A Padova lavoro agile per oltre 61mila persone,ma i bar perdono 3 milioni a settimana

PADOVA. Sono oltre 61 mila i lavoratori padovani coinvolti dallo smart working in questi ultimi mesi, una crescita esponenziale da prima dell’emergenza Covid-19 (circa il 500% su base nazionale) che modifica di fatto il modo di intendere il lavoro così come gli spazi urbani, i trasporti ed i consumi.
Secondo uno studio di Confesercenti del Veneto Centrale solo a Padova città l’ingresso in smart working di decine di migliaia di lavoratori, l’assenza degli studenti e degli insegnanti nelle scuole come pure lo svuotamento di molti uffici, è costato e continua a costare al sistema dei pubblici esercizi 300 mila euro al giorno, 400 mila in tutta la provincia.
Un vuoto economico, fatto di tazzine di caffé mai bevute, brioche e tramezzini mai addentati, tavolini dei ristoranti deserti e buoni pasto fermi nelle casse dei datori di lavoro, che in una settimana vale in provincia oltre 2,8 milioni di euro a settimana, quasi 12 milioni al mese.
Anche le grandi organizzazioni sindacali padovane, i cui funzionari non sono passati per gli uffici delle sedi centrali durante il lockdown, ora si guardano intorno e vedono i bar e ristoranti dei dintorni falcidiati dalla desertificazione sanitaria dei mesi scorsi.
«Lo smart working è uno strumento che offre interessanti opportunità ai lavoratori, non solo in epoca di Covid-19» spiega Aldo Marturano, segretario della Cgil di Padova «ma come tutti prodotti della tecnologia e del digitale, se non governato, rischia di incrementare le disuguaglianze permettendo ad alcuni di accumulare ricchezze e lasciando altri nella precarietà e nel bisogno.
È un fenomeno che si vede a occhio nudo nell’organizzazione del lavoro ma pure guardando i bar, i ristoranti e l’occupazione in questo settore.
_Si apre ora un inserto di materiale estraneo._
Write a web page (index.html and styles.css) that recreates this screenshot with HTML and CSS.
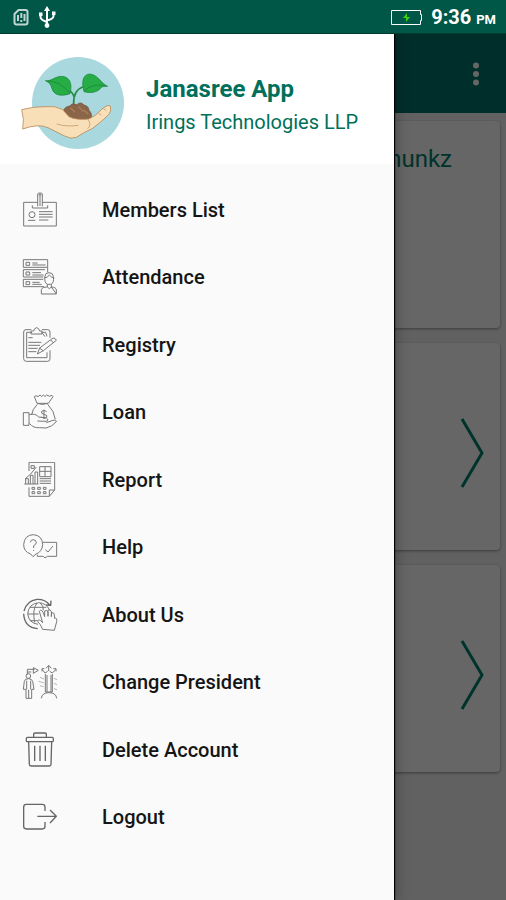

Stesso discorso vale per le aziende di trasporto. Tutti pezzi importanti della nostra economia che non possono essere abbandonati a se stessi di fronte a cambiamenti di questa portata. Cambiamenti che vanno governati nelle aziende e sui territori ma che devono prevedere anche una visione di sviluppo più generale e condivisa».
Lo smart working offre ai lavoratori vantaggi indiscutibili, tra riduzione dei costi e dei tempi di trasporto, maggiore flessibilità nell’orario e sviluppo di una logica organizzativa che guarda più agli obiettivi che alle imposizioni gerarchiche, fino a una più agile conciliazione delle esigenze familiari con quelle lavorative, tanto più in una situazione di emergenza come quella che abbiamo vissuto in cui le scuole di ogni ordine e grado sono state chiuse, lasciando i bambini a casa.
Elementi che comportano conseguenze significative sia in termini economici sia organizzativi, con alcune aziende, soprattutto del sistema manifatturiero classico, che stanno pensando di modificare la propria struttura gerarchica, avvantaggiando alcune figure e sacrificandone altre. E tuttavia non sono poche le criticità di una modalità di lavoro che rischia di eliminare le distinzioni tra tempo libero e di lavoro, per il quale il diritto alla disconnessione è ancora troppo spesso solo un elemento di dibattito, in cui possono annidarsi modalità di sfruttamento e addirittura illeciti veri e propri ai danni delle casse degli enti di previdenza attraverso la formula, già denunciata dai sindacati, della cassa integrazione agganciata allo smart working.
«Crediamo fermamente nell’esigenza di superare i soli limiti di legge per introdurre nella contrattazione collettiva, nazionale di categoria, territoriale e aziendale il tema dello smart working» dice Samuel Scavazzin, segretario della Cisl di Padova e Rovigo. «Il diritto alla disconnessione, il tema dell’uso dei mezzi propri come connessione, elettricità, pc e dispositivi e postazioni di lavoro, la questione dei buoni pasto, il tema dell’orario di lavoro, della flessibilità e della produttività sono elementi che vanno affrontati a tutti i livelli.
In primo luogo perché la legge non può normare una serie di fenomeni che invece sono tipici del mondo del lavoro ma che si differenziano di molto da settore a settore, in secondo luogo perché la contrattazione collettiva si rinnova ogni tre anni permettendo così una maggiore aderenza alla realtà quotidiana delle regole definite insieme da dipendenti e datori di lavoro».